# in need of some inspiration...



## Salty_alydaR (Mar 24, 2008)

anyone??


----------



## mudypony (Jan 30, 2008)

You can give my boy a try...

Side shots...


















Front Shot...









I would love to see the finished result if you don't mind and also I don't care if you use the exact same markings, I'd actually prefer it.


----------



## Salty_alydaR (Mar 24, 2008)

ok sweet!! 

i'll try brickens  

i love how his star loooks like a kite


----------



## Salty_alydaR (Mar 24, 2008)

mudypony, i just want to let you know that Brickens is almost done!  

i just have to paint on his socks and some other finishing touches and he'll be done by next week


----------



## mudypony (Jan 30, 2008)

That's awesome!!! I can't wait to see it!

Also, would I ever be able to buy it from you??


----------



## Salty_alydaR (Mar 24, 2008)

oh! um sure! haha! if you'd like to!

sorry, that kind of caught me by surpise! no one as ever asked to buy something from me! 

and also, to give you a little hint, the model is a thoroughbred yearling..so if Brickens is a thoroughbred, you'll be able to see what he looked like as a baby


----------



## JustDressageIt (Oct 4, 2007)

Oh cool!

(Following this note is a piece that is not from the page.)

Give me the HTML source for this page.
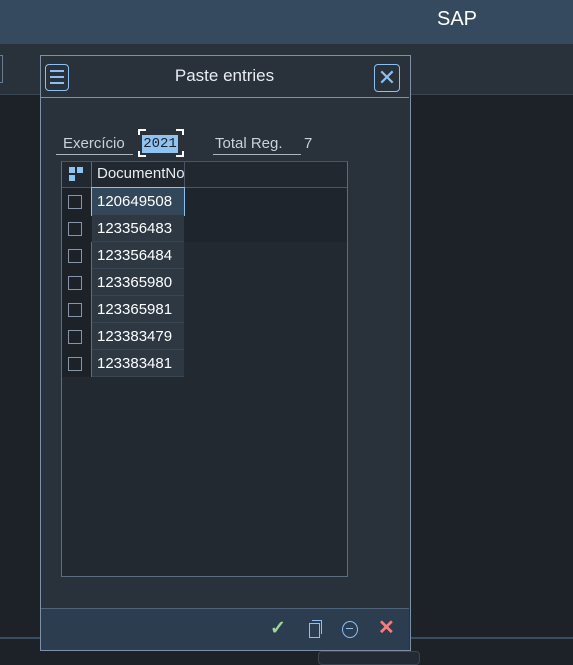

I'd love to see how it turns out... I might have to get one made of Maia!


----------



## PoptartShop (Jul 25, 2010)

That's soo cool, I also can't wait to see how it turns out!!


----------



## Salty_alydaR (Mar 24, 2008)

haha! ok, check back on sunday


----------



## mudypony (Jan 30, 2008)

That's going to be so cool seeing Brickens as a foal! and yep brickens is a thoroughbred so that sweet. I can't wait to see it!


----------



## gotxhorses (Jul 6, 2008)

That's gonna be really cool! I want to see how it turns out.


----------



## Salty_alydaR (Mar 24, 2008)

well, the moment you all have been waiting for!!

Brickens is finally done!!
i hope you like him...

sides:

















front:

















and a little surprise for you mudypony:










all of it is handpainted with acrylic and airbrush paint

i really really hope you like it


----------



## mudypony (Jan 30, 2008)

Awww! It's so cute!!!

I LOVE IT!!!!!!!!


----------



## Salty_alydaR (Mar 24, 2008)

is there any part you want me to change or improve?


----------



## Gingerrrrr (Feb 12, 2008)

ooo can you do one for me!? his names Domino.


----------



## Salty_alydaR (Mar 24, 2008)

well, the only spare model i have right now is a Gypsy Vanner. 

but when i get a different one then yea, i'll definaltey paint Domino!


----------



## mudypony (Jan 30, 2008)

No I like it just like it is!
The only thing I would ever do is maybe make the coat a bit shinier but that's just being REALLY picky.


----------



## Salty_alydaR (Mar 24, 2008)

i can do that no problem  

it'll make it smoother too


----------



## BrwnEyedGrl (Jul 4, 2008)

Thats neat... Good job in replicating him!!


----------



## Salty_alydaR (Mar 24, 2008)

thanks! i tried to be really particular about the little details

oh and by request of mudypony, i just added gloss to it so he shines


----------



## Horse_Chick (Mar 27, 2008)

Hi

If you get a QH one or something similer you can do Sassy (A Tall Dark Gal if you like.
















































Thanks Heaps
XX


----------